* **Your goal**:
Separate out the lines that hold "React".

----

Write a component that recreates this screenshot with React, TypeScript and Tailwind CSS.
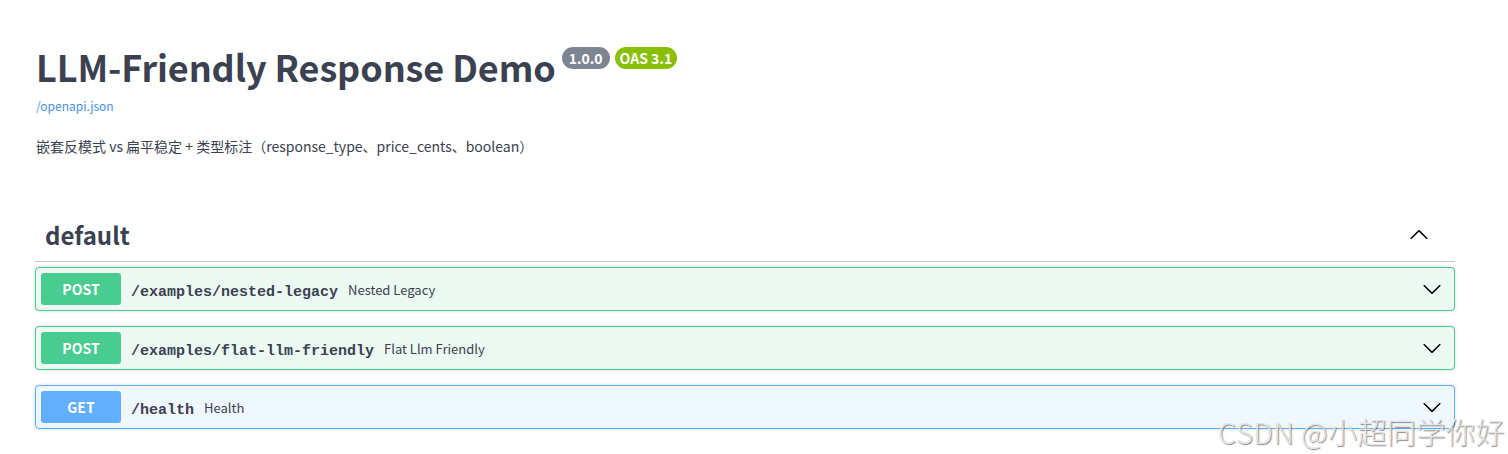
import React from "react";

type Op = { method: "POST" | "GET"; path: string; summary: string };

const ops: Op[] = [
  { method: "POST", path: "/examples/nested-legacy", summary: "Nested Legacy" },
  { method: "POST", path: "/examples/flat-llm-friendly", summary: "Flat Llm Friendly" },
  { method: "GET", path: "/health", summary: "Health" },
];

const SANS = "font-['Noto_Sans_CJK_SC','Noto_Sans',sans-serif]";

function ArrowDown() {
  return (
    <svg width="20" height="20" viewBox="0 0 20 20" aria-hidden="true">
      <path
        fill="#000"
        d="M17.418 6.109c.272-.268.709-.268.979 0s.271.701 0 .969l-7.908 7.83c-.27.268-.707.268-.979 0l-7.908-7.83c-.27-.268-.27-.701 0-.969.271-.268.709-.268.979 0L10 13.25l7.418-7.141z"
      />
    </svg>
  );
}

function ArrowUp() {
  return (
    <svg width="20" height="20" viewBox="0 0 20 20" aria-hidden="true">
      <path
        fill="#000"
        d="M2.582 13.891c-.272.268-.709.268-.979 0s-.271-.701 0-.969l7.908-7.83c.27-.268.707-.268.979 0l7.908 7.83c.27.268.27.701 0 .969-.271.268-.709.268-.978 0L10 6.75l-7.418 7.141z"
      />
    </svg>
  );
}

function OpBlock({ op }: { op: Op }) {
  const isGet = op.method === "GET";
  return (
    <div
      className={`mb-[15px] flex items-center rounded-[4px] border p-[5px] shadow-[0_0_3px_rgba(0,0,0,0.19)] ${
        isGet ? "border-[#61affe] bg-[#eff7ff]" : "border-[#49cc90] bg-[#edfaf4]"
      }`}
    >
      <span
        className={`flex h-[32px] w-[80px] shrink-0 items-center justify-center rounded-[3px] text-[14px] font-bold text-white ${
          isGet ? "bg-[#61affe]" : "bg-[#49cc90]"
        }`}
      >
        {op.method}
      </span>
      <span className="ml-[10px] pt-[8px] font-['Liberation_Mono',monospace] text-[15px] font-bold leading-[20px] text-[#3b4151]">
        {op.path}
      </span>
      <span className="ml-[10px] pt-[2px] text-[13px] leading-[20px] text-[#3b4151]">{op.summary}</span>
      <span className="ml-auto mr-[7px] flex items-center">
        <ArrowDown />
      </span>
    </div>
  );
}

export default function App() {
  return (
    <div className={`relative min-h-[454px] bg-white ${SANS} text-[#3b4151]`}>
      <div className="ml-[35px] w-[1420px] pt-[43px]">
        <div className="flex items-start">
          <h2 className="ml-[1px] text-[36px] font-bold leading-[46px] tracking-[-0.1px] text-[#3b4151]">
            LLM-Friendly Response Demo
          </h2>
          <span className="ml-[6px] mt-[4px] rounded-[57px] bg-[#7d8492] px-[7px] text-[14px] font-bold leading-[22px] text-white">
            1.0.0
          </span>
          <span className="ml-[5px] mt-[4px] rounded-[57px] bg-[#89bf04] px-[5px] text-[14px] font-bold leading-[22px] text-white">
            OAS 3.1
          </span>
        </div>
        <a className="ml-[1px] mt-[9px] block text-[12px] leading-[16px] text-[#4990e2]">/openapi.json</a>
        <p className="ml-[1px] mt-[22px] text-[14px] leading-[20px] text-[#3b4151]">
          嵌套反模式 vs 扁平稳定 + 类型标注（response_type、price_cents、boolean）
        </p>

        <div className="mt-[63px] flex items-center border-b border-[#c4c6cb] pb-[10px] pl-[10px] pr-[26px]">
          <h3 className="text-[24px] font-bold leading-[32px] text-[#3b4151]">default</h3>
          <span className="ml-auto flex items-center">
            <ArrowUp />
          </span>
        </div>
        <div className="mt-[5px]">
          {ops.map((op) => (
            <OpBlock key={op.path} op={op} />
          ))}
        </div>
      </div>
      <div className="pointer-events-none absolute bottom-[4px] right-[3px] font-['Noto_Sans_CJK_SC',sans-serif] text-[29px] font-light leading-[38px] tracking-[0.5px] text-[#e4e4e4] [text-shadow:1px_1px_1px_rgba(0,0,0,0.45)]">
        CSDN @小超同学你好
      </div>
    </div>
  );
}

----

* **Response below**:
Write a component that recreates this screenshot with React, TypeScript and Tailwind CSS.
import React from "react";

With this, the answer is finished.